I found a MFC-5895CW in Ryman’s today, discounted to 95 pounds. The MFC-5895CW is a multifunction printer/scanner/fax machine. What attracted me though is that it has a document feeder for scanning. I’ve been looking for a way to scan in my books (even if the process is destructive). As an aside, I’m told that book scanning services are common (and cheap) in Japan, it’s a shame it’s such a pain to get them there…
For my first effort I decided to use a book I was planning to throw out anyway “Digital System Design with VHDL” by Mark Zwolinski (sorry Mark, you were a great lecturer but I just don’t find myself doing much VHDL these days…).
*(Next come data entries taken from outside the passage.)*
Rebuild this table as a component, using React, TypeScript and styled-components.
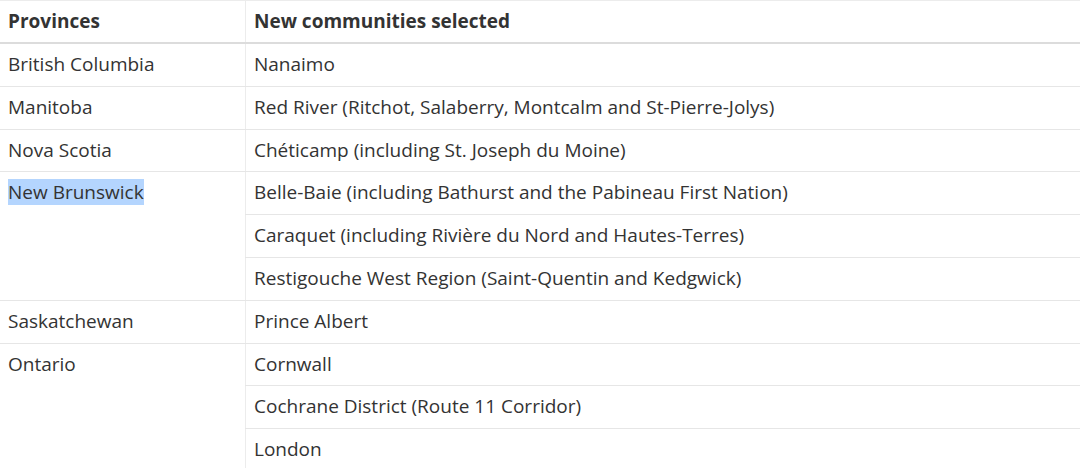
import React from "react";
import styled, { createGlobalStyle } from "styled-components";

const Global = createGlobalStyle`
  html, body { margin: 0; padding: 0; background: #fff; }
  body { font-family: "Open Sans", "Noto Sans", sans-serif; color: #333; }
`;

const Table = styled.table`
  width: 1080px;
  border-collapse: collapse;
  font-size: 19px;
  line-height: 25.8px;
`;

const HeadCell = styled.th<{ $first?: boolean }>`
  text-align: left;
  font-weight: 700;
  padding: 8px 8px 7.2px 8px;
  border-top: 1px solid #ececec;
  border-bottom: 2px solid #dcdcdc;
  border-left: ${(p) => (p.$first ? "none" : "1px solid #ececec")};
  width: ${(p) => (p.$first ? "229px" : "auto")};
  color: #333;
`;

const Cell = styled.td<{ $first?: boolean }>`
  text-align: left;
  vertical-align: top;
  padding: 8px;
  border-bottom: 1px solid #e6e6e6;
  border-left: ${(p) => (p.$first ? "none" : "1px solid #ececec")};
`;

const Selected = styled.span`
  background: #b4d5fe;
`;

type Group = { province: string; selected?: boolean; items: string[] };

const data: Group[] = [
  { province: "British Columbia", items: ["Nanaimo"] },
  { province: "Manitoba", items: ["Red River (Ritchot, Salaberry, Montcalm and St-Pierre-Jolys)"] },
  { province: "Nova Scotia", items: ["Chéticamp (including St. Joseph du Moine)"] },
  {
    province: "New Brunswick",
    selected: true,
    items: [
      "Belle-Baie (including Bathurst and the Pabineau First Nation)",
      "Caraquet (including Rivière du Nord and Hautes-Terres)",
      "Restigouche West Region (Saint-Quentin and Kedgwick)",
    ],
  },
  { province: "Saskatchewan", items: ["Prince Albert"] },
  {
    province: "Ontario",
    items: ["Cornwall", "Cochrane District (Route 11 Corridor)", "London"],
  },
];

export default function App() {
  return (
    <>
      <Global />
      <Table>
        <thead>
          <tr>
            <HeadCell $first>Provinces</HeadCell>
            <HeadCell>New communities selected</HeadCell>
          </tr>
        </thead>
        <tbody>
          {data.map((g) =>
            g.items.map((item, i) => (
              <tr key={g.province + i}>
                {i === 0 && (
                  <Cell $first rowSpan={g.items.length}>
                    {g.selected ? <Selected>{g.province}</Selected> : g.province}
                  </Cell>
                )}
                <Cell>{item}</Cell>
              </tr>
            ))
          )}
        </tbody>
      </Table>
    </>
  );
}
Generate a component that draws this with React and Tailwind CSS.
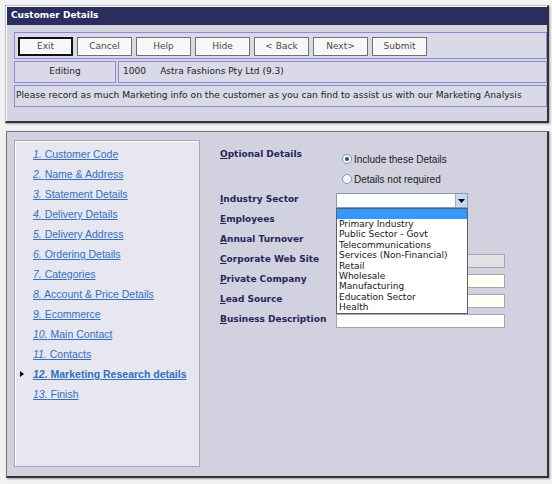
import React from "react";

const buttons = ["Exit", "Cancel", "Help", "Hide", "< Back", "Next>", "Submit"];

const steps = [
  ["1.", "Customer Code"],
  ["2.", "Name & Address"],
  ["3.", "Statement Details"],
  ["4.", "Delivery Details"],
  ["5.", "Delivery Address"],
  ["6.", "Ordering Details"],
  ["7.", "Categories"],
  ["8.", "Account & Price Details"],
  ["9.", "Ecommerce"],
  ["10.", "Main Contact"],
  ["11.", "Contacts"],
  ["12.", "Marketing Research details"],
  ["13.", "Finish"],
];

const sectors = [
  "Primary Industry",
  "Public Sector - Govt",
  "Telecommunications",
  "Services (Non-Financial)",
  "Retail",
  "Wholesale",
  "Manufacturing",
  "Education Sector",
  "Health",
];

function Label({ text }) {
  return (
    <div className="w-[116px] shrink-0 h-[20px] leading-[20px] text-[9px] font-bold text-[#26265e] whitespace-nowrap">
      <span className="underline">{text[0]}</span>
      {text.slice(1)}
    </div>
  );
}

function Radio({ checked, children }) {
  return (
    <div className="h-[20px] flex items-center pl-[6px] gap-[2px] font-['Liberation_Sans',sans-serif] text-[10px] text-[#1a1a1a]">
      <span className="w-[10px] h-[10px] rounded-full border border-[#8696b0] bg-[#f4f6fa] flex items-center justify-center">
        {checked && <span className="w-[4px] h-[4px] rounded-full bg-[#2d4d8c]" />}
      </span>
      {children}
    </div>
  );
}

function Row({ label, children, pad = "pt-[5px]" }) {
  return (
    <div className="flex h-[20px]">
      <Label text={label} />
      <div className={pad}>{children}</div>
    </div>
  );
}

export default function App() {
  return (
    <div className="w-[552px] h-[484px] overflow-hidden bg-[#f2f2f4] pt-[5px] pl-[5px] font-['DejaVu_Sans',sans-serif]">
      {/* top panel */}
      <div className="w-[544px] h-[118px] flex flex-col bg-white pl-px pt-px border-t border-l border-[#c2c2c6] border-r-2 border-b-2 border-r-[#333] border-b-[#333] shadow-[1px_1px_2px_rgba(0,0,0,0.35)]">
        <div className="h-[18px] shrink-0 bg-[#2b2d5f] text-white font-bold text-[9px] pl-[4px] flex items-center">
          Customer Details
        </div>
        <div className="flex-1 bg-[#d4d4e2] pt-[7px] pl-[7px]">
          <div className="h-[27px] border border-[#8c8cd4] bg-[#d9d9e8] flex items-start gap-[4px] pl-[3px] pt-[4px]">
            {buttons.map((b) => (
              <div
                key={b}
                className={
                  "w-[55px] h-[19px] flex items-center justify-center bg-[#f7f7f7] text-[9px] text-[#4a4a4a] shadow-[inset_0_0_0_1px_#fff] " +
                  (b === "Exit" ? "border-2 border-[#111]" : "border border-[#6e6e6e]")
                }
              >
                {b}
              </div>
            ))}
          </div>
          <div className="mt-[2px] h-[22px] flex gap-[2px] text-[9px] text-[#222]">
            <div className="w-[102px] border border-[#8c8cd4] bg-[#d9d9e8] flex items-center justify-center">
              Editing
            </div>
            <div className="flex-1 border border-[#8c8cd4] bg-[#d9d9e8] flex items-center pl-[4px] whitespace-pre">
              {"1000     Astra Fashions Pty Ltd (9.3)"}
            </div>
          </div>
          <div className="mt-[2px] h-[22px] border border-[#8c8cd4] bg-[#d9d9e8] flex items-center pl-[1px] text-[9.15px] text-[#222] whitespace-nowrap">
            Please record as much Marketing info on the customer as you can find to assist us with our Marketing Analysis
          </div>
        </div>
      </div>

      {/* bottom panel */}
      <div className="mt-[8px] ml-px w-[543px] h-[347px] flex bg-[#d1d1df] pt-[8px] pl-[7px] border border-[#767676] border-r-2 border-b-2 border-r-[#333] border-b-[#333] shadow-[1px_1px_2px_rgba(0,0,0,0.35)]">
        <div className="w-[186px] h-[327px] shrink-0 bg-[#e6e7f0] border border-[#a9a9b4] shadow-[inset_1px_1px_0_#fff] pt-[3px] pl-[18px] font-['Liberation_Sans',sans-serif] text-[10.5px] text-[#3470bd]">
          {steps.map(([n, t]) => {
            const active = n === "12.";
            return (
              <div key={n} className={"relative h-[20px] leading-[20px] whitespace-nowrap " + (active ? "font-bold" : "")}>
                {active && (
                  <span className="absolute left-[-13px] top-[7px] w-0 h-0 border-y-[3px] border-y-transparent border-l-[4px] border-l-black" />
                )}
                <span className="underline">
                  <i>{n}</i> {t}
                </span>
              </div>
            );
          })}
        </div>

        <div className="ml-[20px] pt-[4px]">
          <div className="flex h-[45px]">
            <Label text="Optional Details" />
            <div className="pt-[5px]">
              <Radio checked>Include these Details</Radio>
              <Radio>Details not required</Radio>
            </div>
          </div>

          <Row label="Industry Sector" pad="pt-[4px]">
            <div className="relative w-[132px] h-[15px] bg-white border border-[#8a9ab4] flex justify-end">
              <div className="w-[12px] h-full bg-[#c8d8f0] border-l border-[#9cb0d0] flex items-center justify-center">
                <svg width="7" height="4" viewBox="0 0 7 4">
                  <path d="M0 0h7L3.5 4z" fill="#000" />
                </svg>
              </div>
              <div className="absolute left-[-1px] top-[14px] w-[132px] h-[106px] bg-white border border-[#5e5e66] z-10 text-[9px] leading-[10.4px] text-[#151515]">
                <div className="h-[10px] bg-[#3399ff]" />
                {sectors.map((s) => (
                  <div key={s} className="pl-[2px] whitespace-nowrap">
                    {s}
                  </div>
                ))}
              </div>
            </div>
          </Row>
          <Row label="Employees">
            <div className="w-[80px] h-[14px] bg-white border border-[#a0a0a8]" />
          </Row>
          <Row label="Annual Turnover">
            <div className="w-[80px] h-[14px] bg-white border border-[#a0a0a8]" />
          </Row>
          <Row label="Corporate Web Site">
            <div className="w-[169px] h-[14px] bg-[#e2e2e6] border border-[#a4a4ac]" />
          </Row>
          <Row label="Private Company">
            <div className="w-[169px] h-[14px] bg-[#fffff4] border border-[#a4a4ac]" />
          </Row>
          <Row label="Lead Source">
            <div className="w-[169px] h-[14px] bg-[#fffff4] border border-[#a4a4ac]" />
          </Row>
          <Row label="Business Description">
            <div className="w-[169px] h-[14px] bg-white border border-[#a4a4ac]" />
          </Row>
        </div>
      </div>
    </div>
  );
}
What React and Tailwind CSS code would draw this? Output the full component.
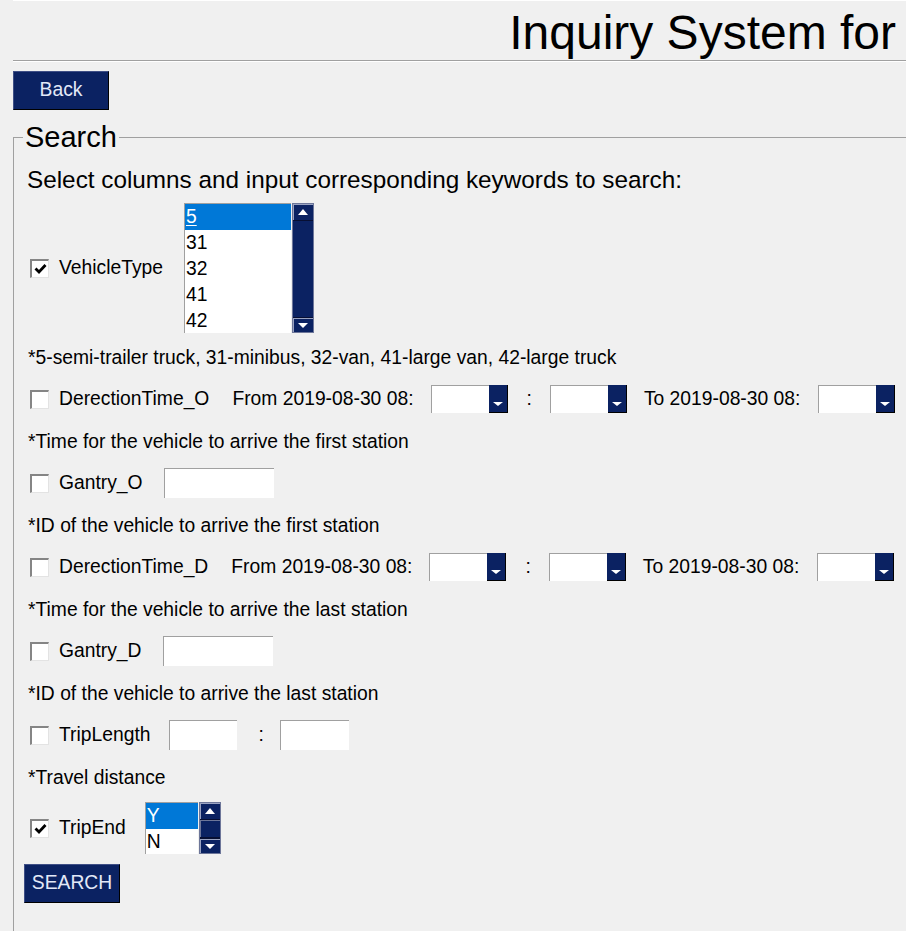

To start with, I removed the front and back cover.
I then cut along the spine using a Stanley Knife:
Unfortunately, as I cut into the book I seem to have moved the knife nearer to the spine (something to avoid next time).
After slicing the whole thing up, it’s ready to scan!
The scanner can cope with about 60pages at a time. However it’s not a duplexing scanner. So once you’ve scanned one side you need to reinsert the stack of pages to scan the other side.
The MFC-5895CV scans directly to pdf. It creates files with a basename followed by a two digit number (01,02,03 etc.). It will also scan directly to a USB stick, which is rather neat.
So, after scanning you’re felt with a series of pdf files on a USB stick. Odd and Even numbered files form a pair of front and back sides of pages. You now need to join all these together.
I used pdftk on Linux to do this. Here’s my bash script (you’ll probably need to change the basename if you use it). It assumes it’s being run in the same directory as the input files.
basename="010111" for ((i=1; i<=99; i++)) do mkdir join cd join file1=../$basename`printf "%02d" $i`.PDF fileout=../$basename`printf "%02d" $i`join.pdf i=$((i+1)) file2=../$basename`printf "%02d" $i`.PDF echo "file1: " $file1 echo "file2: " $file2 cp $file1 ./first.pdf cp $file2 ./second.pdf pdftk ./second.pdf cat end-1 output second1.pdf rm second.pdf mv second1.pdf second.pdf pdftk first.pdf burst output %04d_A.pdf pdftk second.pdf burst output %04d_B.pdf rm first.pdf rm second.pdf pdftk *.pdf cat output out.pdf cp out.pdf $fileout cd .. rm -rf join done pdftk *join.pdf cat output complete.pdf
It all works pretty well for the most part. Some of the pages came out a little askew:
This maybe due to my poor cutting, not having set the feeder correctly, or the generally dog-eared nature of the book.
Diagrams came out pretty well:
Though, you can see some compression artifacts. It could also do with some post processing to increase the contrast perhaps. I might try the next book at 300dpi (I should also probably uses the black and white scanning mode).